CBDC or Central Bank Digital Currencies is a concept which is seriously being worked upon by the RBI in order to introduce the nation to the world of regulated digital currency. A CBDC to simply put is the legal tender issued by a central bank in a digital form.
It is an undebatable fact that even banks wish to digitise currencies rather than having them in paper form. Great examples are countries like Sweden which have progressed a lot in digitising their currencies. Fo Also , goverment around the world are clear that they do not wish to expose the public to the dangers that the private cypto currencies impose and fullfil the needs of the people of the digital currencies by launching a cetralised currency that is a legal tender. For this purpose, the concept of CBDC is used by any country to launch their own digital currency. Countries with significant physical cash usage ( like Denmark, Germany, or Japan or even the US) will also be looking to move to CBDC to make issuance more efficient.

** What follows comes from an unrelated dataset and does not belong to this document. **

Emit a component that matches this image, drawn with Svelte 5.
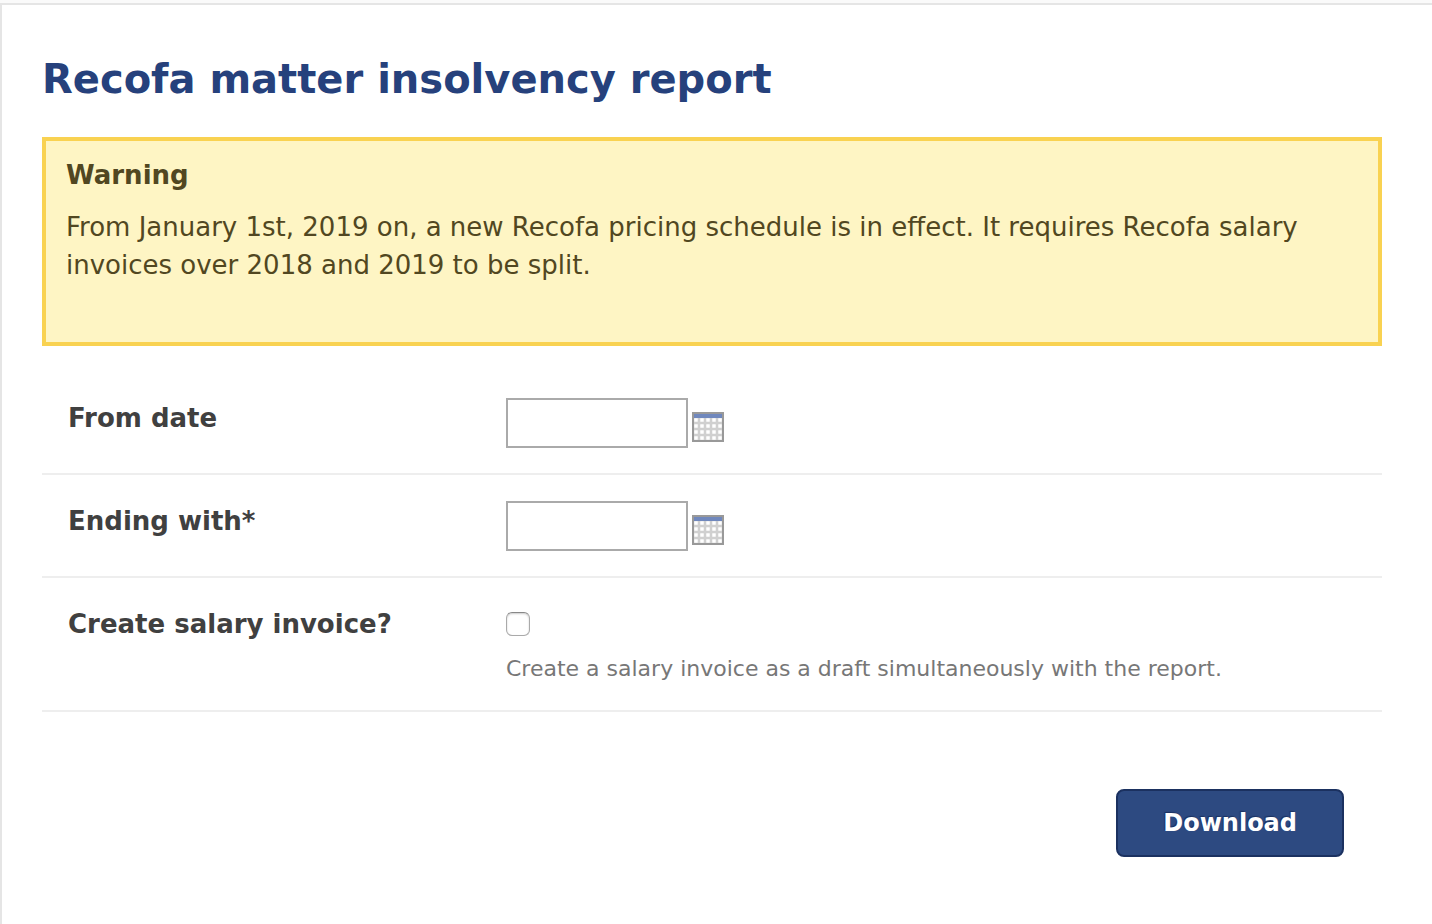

In addition, CBDCs have some clear advantages over other digital payments systems – payments using CBDCs are final and thus reduce settlement risk in the financial system. Imagine a UPI system where CBDC is transacted instead of bank balances, as if cash is handed over – the need for interbank settlement disappears. CBDCs would also potentially enable a more real-time and cost-effective globalization of payment systems. It is conceivable for an Indian importer to pay its American exporter on a real time basis in digital Dollars, without the need of an intermediary. This transaction would be final, as if cash dollars are handed over, and would not even require that the US Federal Reserve system is open for settlement. Time zone difference would no longer matter in currency settlements – there would be no ‘Herstatt’ risk.
Do we need CBDC in India?
India has a high currency to GDP ratio holds out another benefit of CBDCs.The total currency in circulation or the cash in the system was at ₹28.6 trillion as of March end, an increase of 16.8% from the year earlier. To the extent large cash usage can be replaced by CBDCs, the cost of printing, transporting, storing and distributing currency can be reduced.
This advantage of issuing a CBDC might be enough to justify India issuing a CBDC, but to realize benefits of global settlements, it is important that both the countries in a currency transaction have CBDCs in place. Let us, however, look at it from India’s own point of view.
India is leading the world in terms of digital payments innovations. Its payment systems are available 24X7 real-time, available to both retail and wholesale customers and the cost of transaction is perhaps the lowest in the world, users have an impressive menu of options for doing transactions and digital payments have grown at an impressive CAGR of 55% (over the last five years). It would be difficult to find another payment system like UPI that allows a transaction of one Rupee. With such an impressive progress of digitisation, is there a case for CBDCs?
A pilot survey conducted by the Reserve Bank on retail payment habits of individuals in six cities between December 2018 and January 2019, results of which were published in April, 2021 RBI Bulletin (please see charts below) indicates that cash remains the preferred mode of payment and for receiving money for regular expenses. For small value transactions (with amount up to ₹500) cash is used predominantly.
This means that the advent of private virtual currencies (VCs) can be the biggest reason why CBDCs might become necessary for the economy. It is not clear what specific need is met by these private VCs that official money cannot meet as efficiently. If these VCs gain recognition, national currencies with limited convertibility are likely to come under threat. To be sure, freely convertible currencies like the US Dollar may not be affected as most of these VCs are denominated in US Dollar. In fact, these VCs might encourage the use of US Dollar, as has been argued by Randal Quarles3. Developing our own CBDC could provide the public with uses that any private VC can provide and to that extent might retain public preference for the Rupee. It could also protect the public from the abnormal level of volatility some of these VCs experience. Indeed, this could be the key factor nudging central banks from considering CBDCs as a secure and stable form of digital money. As Christine Lagarde, President of the ECB has mentioned in the BIS Annual Report “… central banks have a duty to safeguard people’s trust in our money. Central banks must complement their domestic efforts with close cooperation to guide the exploration of central bank digital currencies to identify reliable principles and encourage innovation.”